Alias, rukun adalah nama lainnya fardhu (Ushul Fiqh Edisi Pertama: 2017).
Statusnya yang fardhu ini yang membuat keempat rukun wakaf di bawah harus dihadirkan semua saat transaksi wakaf akan berlangsung. Keempatnya itu yakni:
1. Wakif (pewakaf)
Di dalam Islam, tidak semua orang bisa menjadi wakif. Untuk menjadi wakif, dirinya haruslah beragama Islam, telah menginjak usia dewasa dalam Islam (baligh), berakal sehat, dan pemilik sah dari harta yang akan diwakafkan (mauquf).

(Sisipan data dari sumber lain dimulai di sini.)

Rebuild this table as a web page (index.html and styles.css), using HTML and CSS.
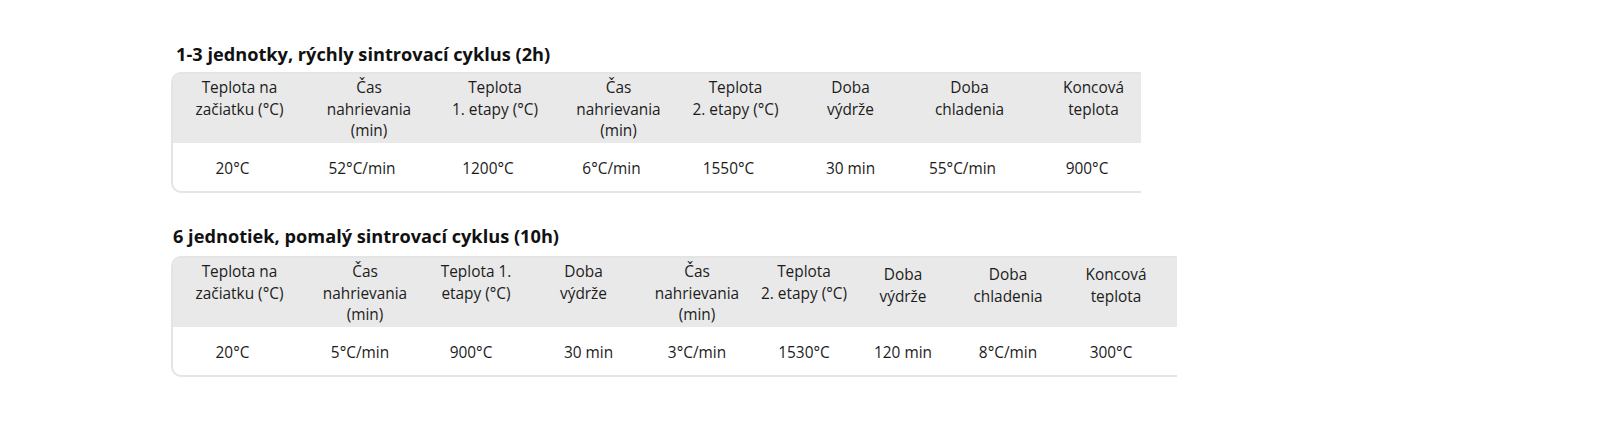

2. Mauquf (harta yang diwakafkan)
Di dalam Islam juga tidak semua barang /harta dapat di-mauquf-kan. Agar bisa diwakafkan, harta tersebut haruslah harta yang halal, terbebas dari segala tunggakan, dan berusia pakai lebih dari setahun.
Makanya makanan /minuman tidak bisa menjadi mauquf. Begitupula kendaraan yang mesih dikredit.
Oleh karena itu selaku calon wakif janganlah memberikan barang yang memberatkan mustahik untuk merawatnya.
3. Mustahik /Mauquf ‘alaih (penerima manfaat)
Kalau mustahik dalam Islam syaratnya tidaklah seberat wakif.. Malahan, benda mati pun bisa menjadi mustahik. Seperti yang terjadi pada foto di bawah.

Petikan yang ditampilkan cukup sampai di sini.